On February 23, 1989, an order authorizing the petitioner’s retention at Hempstead General Hospital for a period not to *564exceed six months from February 14, 1989, was signed. No hearing was held, since none had been requested, and no appeal was taken from that order.
On March 2, 1989, the petitioner was transferred to Pilgrim Psychiatric Center pursuant to an administrative order of transfer signed by the respondent on February 27, 1989.
The petitioner brought the instant proceeding, and a hearing was held, at which the petitioner testified in his own behalf, but declined to offer his hospital record into evidence. Although the petitioner’s counsel called the petitioner’s attending psychiatrist to the stand, the doctor was asked no questions about his patient’s mental condition. The court dismissed the proceeding on the grounds that it was bound by the prior retention order, and because the petitioner had failed to present sufficient evidence to establish a change in his mental condition.
On appeal, the petitioner submits that the burden of proof should not have been placed on him to sustain his application for habeas corpus relief. This contention is without merit.
The petitioner failed to request a hearing, as provided for by Mental Hygiene Law article 9, upon the application for the original retention order dated February 23, 1989; nor did he appeal from that order. The hearing court therefore correctly noted that it was bound by the outstanding six-month retention order in the absence of any showing by the petitioner that he was no longer mentally ill and in need of in-patient care and treatment.

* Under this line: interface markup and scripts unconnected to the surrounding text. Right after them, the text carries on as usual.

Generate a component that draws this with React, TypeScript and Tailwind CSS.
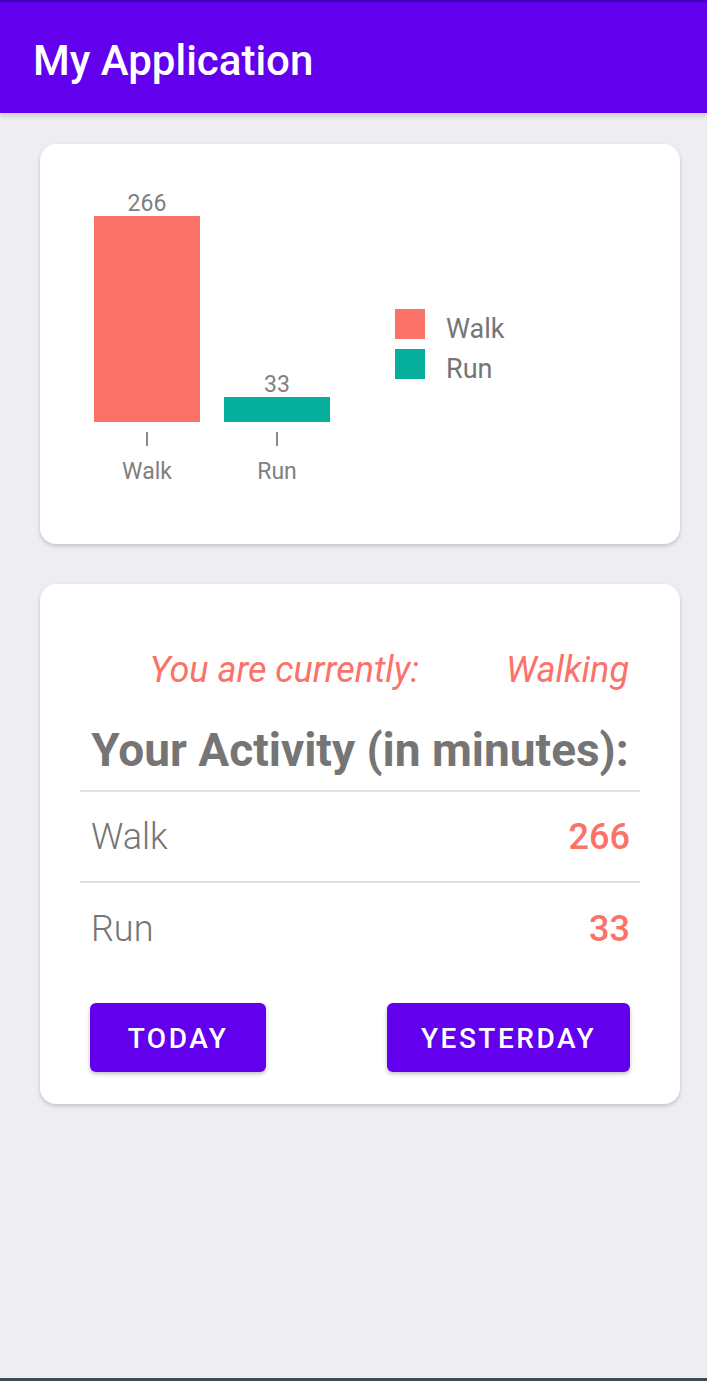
import React from 'react';

const bars = [
  { label: 'Walk', value: 266, height: 206, color: 'bg-[#fb7268]' },
  { label: 'Run', value: 33, height: 25, color: 'bg-[#06af9b]' },
];

function ChartCard() {
  return (
    <div className="ml-[40px] w-[640px] mt-[31px] h-[400px] bg-white rounded-[16px] shadow-[0_2px_4px_rgba(0,0,0,0.18)] flex">
      {/* bar chart */}
      <div className="ml-[54px] flex gap-[24px]">
        {bars.map((b) => (
          <div key={b.label} className="w-[106px] flex flex-col items-center">
            <div className="h-[278px] w-full flex flex-col justify-end items-center">
              <span className="text-[23px] leading-[24px] text-[#7f7f7f]">{b.value}</span>
              <div className={`w-full ${b.color}`} style={{ height: b.height }} />
            </div>
            <div className="w-[2px] h-[14px] bg-[#8a8a8a] mt-[10px]" />
            <span className="text-[23px] leading-[24px] text-[#7f7f7f] mt-[14px]">{b.label}</span>
          </div>
        ))}
      </div>

      {/* legend */}
      <div className="ml-[65px] mt-[165px] flex flex-col gap-[10px]">
        <div className="flex items-start gap-[21px]">
          <div className="w-[30px] h-[30px] bg-[#fb7268]" />
          <span className="h-[30px] text-[27px] leading-[40px] text-[#757575]">Walk</span>
        </div>
        <div className="flex items-start gap-[21px]">
          <div className="w-[30px] h-[30px] bg-[#06af9b]" />
          <span className="h-[30px] text-[27px] leading-[40px] text-[#757575]">Run</span>
        </div>
      </div>
    </div>
  );
}

function ActivityCard() {
  return (
    <div className="ml-[40px] w-[640px] mt-[40px] bg-white rounded-[16px] shadow-[0_2px_4px_rgba(0,0,0,0.18)] px-[40px] pt-[62px] pb-[32px]">
      <div className="flex justify-end gap-[87px] pr-[11px] h-[48px] items-center text-[36px] italic text-[#fb7268]">
        <span>You are currently:</span>
        <span>Walking</span>
      </div>

      <div className="mt-[28px] h-[56px] flex items-center justify-center text-[46px] font-bold text-[#757575]">
        Your Activity (in minutes):
      </div>

      <div className="mt-[12px] h-[2px] bg-[#e0e0e0]" />
      <div className="h-[89px] flex items-center justify-between pl-[11px] pr-[10px]">
        <span className="text-[36px] font-light text-[#757575]">Walk</span>
        <span className="text-[36px] font-medium text-[#fb7268]">266</span>
      </div>
      <div className="h-[2px] bg-[#e0e0e0]" />
      <div className="h-[91px] flex items-center justify-between pl-[11px] pr-[10px]">
        <span className="text-[36px] font-light text-[#757575]">Run</span>
        <span className="text-[36px] font-medium text-[#fb7268]">33</span>
      </div>

      <div className="mt-[29px] flex justify-between px-[10px]">
        <button className="w-[176px] h-[69px] pt-[3px] rounded-[6px] bg-[#6200ee] text-white text-[28px] font-medium tracking-[0.09em] shadow-[0_2px_4px_rgba(0,0,0,0.25)]">
          TODAY
        </button>
        <button className="w-[243px] h-[69px] pt-[3px] rounded-[6px] bg-[#6200ee] text-white text-[28px] font-medium tracking-[0.09em] shadow-[0_2px_4px_rgba(0,0,0,0.25)]">
          YESTERDAY
        </button>
      </div>
    </div>
  );
}

export default function App() {
  return (
    <div className="min-h-[1381px] flex flex-col bg-[#eeedf2] font-['Roboto',sans-serif]">
      <div className="h-[2px] bg-[#3a00b8]" />
      <div className="h-[111px] bg-[#6200ee] flex items-center pl-[33px] pt-[6px] shadow-[0_3px_5px_rgba(0,0,0,0.15)] relative z-10">
        <h1 className="text-[42px] font-medium text-white">My Application</h1>
      </div>

      <ChartCard />
      <ActivityCard />

      <div className="mt-auto h-[3px] bg-[#3e4a4f]" />
    </div>
  );
}
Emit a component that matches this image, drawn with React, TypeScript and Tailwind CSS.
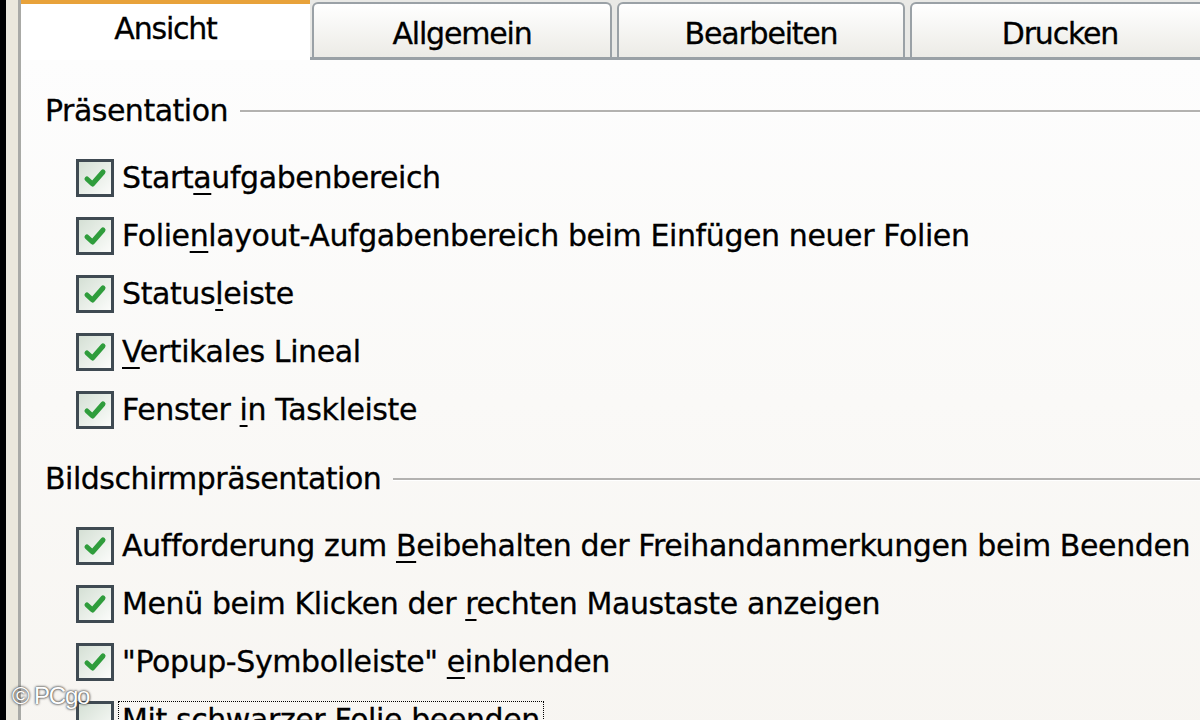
import React from "react";

const font = { fontFamily: '"DejaVu Sans", Tahoma, sans-serif' };

function Check({ checked = true }: { checked?: boolean }) {
  return (
    <div className="w-[38px] h-[38px] shrink-0 border-[3px] border-[#3f4a52] bg-gradient-to-br from-[#d5e0d5] to-[#fbfcfa] flex items-center justify-center">
      {checked && (
        <svg width="26" height="24" viewBox="0 0 26 24">
          <path d="M5 13 L10.5 18 L21 6" fill="none" stroke="#2f9d3c" strokeWidth="5" strokeLinecap="round" strokeLinejoin="round" />
        </svg>
      )}
    </div>
  );
}

function Row({ children, checked = true, focus = false }: { children: React.ReactNode; checked?: boolean; focus?: boolean }) {
  return (
    <div className="h-[58px] flex items-center pl-[55px] shrink-0">
      <Check checked={checked} />
      <div className={"ml-[4px] text-[30px] leading-[36px] text-black tracking-[-0.4px] whitespace-nowrap px-[3px] [-webkit-text-stroke:0.3px_black] " + (focus ? "border border-dotted border-black" : "border border-transparent")}>
        {children}
      </div>
    </div>
  );
}

function Header({ title }: { title: string }) {
  return (
    <div className="h-[50px] flex items-center pl-[24px] shrink-0">
      <span className="text-[30px] leading-[36px] text-black tracking-[-0.5px] whitespace-nowrap [-webkit-text-stroke:0.3px_black]">{title}</span>
      <div className="flex-1 ml-[12px] h-[3px] bg-[#b3b2b0] border-b border-white" />
    </div>
  );
}

const U = ({ c }: { c: string }) => <span className="underline underline-offset-[5px] decoration-[2px]">{c}</span>;

function Tab({ label, w }: { label: string; w: string }) {
  return (
    <div className={"h-[55px] mt-[5px] border-[2px] border-b-0 border-[#9aa1a6] rounded-t-[6px] bg-gradient-to-b from-white to-[#ecebe6] flex items-center justify-center text-[30px] tracking-[-1.2px] text-black shrink-0 [-webkit-text-stroke:0.3px_black] " + w}>
      <span className="mt-[6px]">{label}</span>
    </div>
  );
}

export default function App() {
  return (
    <div className="w-[1200px] h-[720px] overflow-hidden flex bg-black relative" style={font}>
      <div className="w-[6px] bg-black shrink-0" />
      <div className="w-[12px] bg-[#ebe8dc] shrink-0" />
      <div className="w-[3px] bg-[#a9aaa6] shrink-0" />
      <div className="flex-1 flex flex-col bg-[#e9e9e6]">
        <div className="h-[60px] flex items-end shrink-0">
          <div className="w-[289px] h-[60px] bg-white border-t-[4px] border-[#e8a23a] flex items-start justify-center text-[30px] tracking-[-1.2px] text-black shrink-0 relative [-webkit-text-stroke:0.3px_black]">
            <span className="mt-[2px]">Ansicht</span>
          </div>
          <div className="flex-1 h-[60px] flex items-end border-b-[3px] border-[#9aa1a6] gap-[5px] pl-[2px]">
            <Tab label="Allgemein" w="w-[300px]" />
            <Tab label="Bearbeiten" w="w-[288px]" />
            <Tab label="Drucken" w="w-[300px]" />
          </div>
        </div>
        <div className="flex-1 flex flex-col bg-gradient-to-b from-[#fdfdfd] to-[#f7f5f1] pt-[26px]">
          <Header title="Präsentation" />
          <div className="h-[13px] shrink-0" />
          <Row>Start<U c="a" />ufgabenbereich</Row>
          <Row>Folie<U c="n" />layout-Aufgabenbereich beim Einfügen neuer Folien</Row>
          <Row>Status<U c="l" />eiste</Row>
          <Row><U c="V" />ertikales Lineal</Row>
          <Row>Fenster <U c="i" />n Taskleiste</Row>
          <div className="h-[15px] shrink-0" />
          <Header title="Bildschirmpräsentation" />
          <div className="h-[13px] shrink-0" />
          <Row>Aufforderung zum <U c="B" />eibehalten der Freihandanmerkungen beim Beenden</Row>
          <Row>Menü beim Klicken der <U c="r" />echten Maustaste anzeigen</Row>
          <Row>"Popup-Symbolleiste" <U c="e" />inblenden</Row>
          <Row checked={false} focus>Mit schwarzer Folie beenden</Row>
        </div>
      </div>
      <div
        className="absolute left-[12px] top-[681px] text-[24px] leading-[30px] text-white tracking-[-1.2px] [text-shadow:0_0_2px_#333,0_0_3px_#555]"
        style={{ fontFamily: '"Liberation Sans", Arial, sans-serif' }}
      >
        © PCgo
      </div>
    </div>
  );
}
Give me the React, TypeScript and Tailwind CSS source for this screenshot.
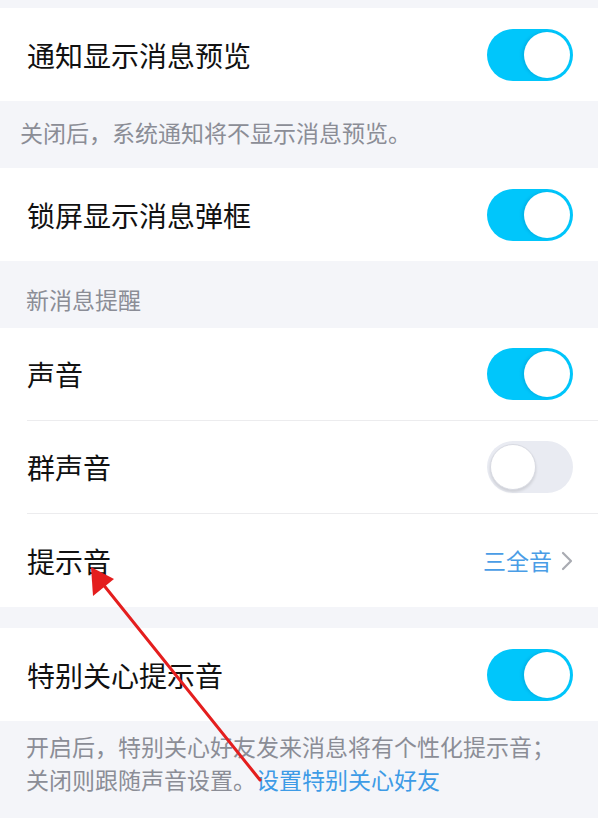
import React, { FC } from "react";

const FONT = { fontFamily: '"Noto Sans CJK SC", "Noto Sans", sans-serif' };

const Toggle: FC<{ on: boolean }> = ({ on }) => (
  <div
    className={`relative w-[86px] h-[52px] rounded-full ${
      on ? "bg-[#00c6fb]" : "bg-[#e9ebf2]"
    }`}
  >
    <div
      className={`absolute top-[3px] w-[46px] h-[46px] rounded-full bg-white ${
        on
          ? "right-[3px] shadow-[-2px_0_3px_rgba(0,120,170,0.25)]"
          : "left-[3px] border border-[#d8dae2] shadow-[0_2px_3px_rgba(0,0,0,0.12)]"
      }`}
    />
  </div>
);

const Row: FC<{ label: string; divider?: boolean; children: React.ReactNode }> = ({
  label,
  divider,
  children,
}) => (
  <div className="bg-white pl-[27px]">
    <div
      className={`h-[93px] flex items-center justify-between pr-[25px] ${
        divider ? "border-b border-[#ececee]" : ""
      }`}
    >
      <span className="text-[28px] text-[#111111]">{label}</span>
      {children}
    </div>
  </div>
);

const App: FC = () => {
  return (
    <div className="relative w-[598px] h-[818px] overflow-hidden bg-[#f4f5f9]" style={FONT}>
      <div className="h-[8px]" />
      <Row label="通知显示消息预览">
        <Toggle on />
      </Row>
      <div className="h-[67px] pt-[17px] px-[20px] text-[23px] leading-[28px] text-[#8b8d96]">
        关闭后，系统通知将不显示消息预览。
      </div>
      <Row label="锁屏显示消息弹框">
        <Toggle on />
      </Row>
      <div className="h-[67px] pt-[24px] px-[26px] text-[23px] leading-[28px] text-[#8b8d96]">
        新消息提醒
      </div>
      <Row label="声音" divider>
        <Toggle on />
      </Row>
      <Row label="群声音" divider>
        <Toggle on={false} />
      </Row>
      <Row label="提示音">
        <div className="flex items-center gap-[9px]">
          <span className="text-[23px] text-[#4a9de6]">三全音</span>
          <svg width="12" height="20" viewBox="0 0 12 20" fill="none">
            <path d="M2 2l8 8-8 8" stroke="#a9abb2" strokeWidth="2.2" strokeLinecap="round" strokeLinejoin="round" />
          </svg>
        </div>
      </Row>
      <div className="h-[21px]" />
      <Row label="特别关心提示音">
        <Toggle on />
      </Row>
      <div className="pt-[9px] px-[26px] text-[23px] leading-[33px] text-[#8b8d96]">
        <div>开启后，特别关心好友发来消息将有个性化提示音；</div>
        <div>
          关闭则跟随声音设置。<span className="text-[#3d9be6]">设置特别关心好友</span>
        </div>
      </div>

      {/* annotation arrow */}
      <svg className="absolute left-0 top-0 pointer-events-none" width="598" height="818" viewBox="0 0 598 818">
        <line x1="260" y1="780" x2="102" y2="583" stroke="#e41e1e" strokeWidth="3" strokeLinecap="round" />
        <polygon points="91,567 114,579 93,596" fill="#e41e1e" />
      </svg>
    </div>
  );
};

export default App;
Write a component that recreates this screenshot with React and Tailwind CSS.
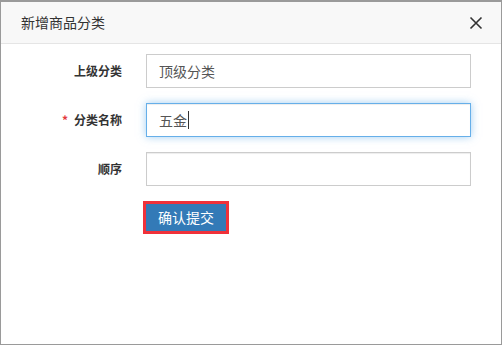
import React from 'react';

const font = { fontFamily: '"Noto Sans CJK SC", "Liberation Sans", sans-serif' };

function Row({ label, required, children }) {
  return (
    <div className="flex items-center">
      <div className="w-[121px] shrink-0 text-right text-[12px] font-bold text-[#333]">
        {required && <span className="mr-[6px] text-[#e4393c]">*</span>}
        {label}
      </div>
      <div className="ml-[24px] w-[325px]">{children}</div>
    </div>
  );
}

export default function App() {
  return (
    <div style={font} className="h-[345px] w-[502px] overflow-hidden border border-[#9a9a9a] border-t-2 bg-white">
      <div className="flex h-[42px] items-center justify-between border-b border-[#e5e5e5] bg-[#f8f8f8] pl-[20px] pr-[18px]">
        <span className="text-[14px] text-[#333]">新增商品分类</span>
        <svg width="14" height="14" viewBox="0 0 14 14" className="text-[#333]">
          <path d="M1.5 1.5L12.5 12.5M12.5 1.5L1.5 12.5" stroke="currentColor" strokeWidth="1.6" />
        </svg>
      </div>
      <div className="flex flex-col gap-[15px] pt-[10px]">
        <Row label="上级分类">
          <div className="flex h-[34px] items-center border border-[#ccc] px-[12px] text-[14px] text-[#555]">顶级分类</div>
        </Row>
        <Row label="分类名称" required>
          <div className="flex h-[34px] items-center border border-[#66afe9] px-[12px] text-[14px] text-[#555] shadow-[inset_0_1px_1px_rgba(0,0,0,0.075),0_0_8px_rgba(102,175,233,0.6)]">
            五金<span className="ml-[1px] h-[18px] w-px bg-[#333]" />
          </div>
        </Row>
        <Row label="顺序">
          <div className="h-[34px] border border-[#ccc] shadow-[inset_0_1px_1px_rgba(0,0,0,0.075)]" />
        </Row>
        <div className="pl-[142px]">
          <button className="h-[33px] w-[86px] border-[3px] border-[#f0313a] bg-[#337ab7] text-[14px] text-white">确认提交</button>
        </div>
      </div>
    </div>
  );
}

Under the provisions of the Mental Hygiene Law found constitutional in Project Release v Prevost (722 F2d 960), a State psychiatric facility must apply at regular intervals to continue the retention of a patient whom it believes to be mentally ill and in need of in-patient care and treatment (Mental Hygiene Law art 9), and the facility has the burden of proof each time it applies for the continued retention of a patient (see, Addington v Texas, 441 US 418). The placing of the burden of proof on a patient seeking release from a psychiatric facility prior to the expiration of an existing court order authorizing his retention is not a deprivation of due process.
The petitioner herein failed to submit his clinical record and/or other medical evidence for the hearing court’s review, despite the express requirements of Mental Hygiene Law § 33.15 (b) that he do so. The court therefore properly determined that, under the circumstances at bar, the petitioner *565failed to carry his burden of proof. Lawrence, J. P., Eiber, Sullivan and Harwood, JJ., concur.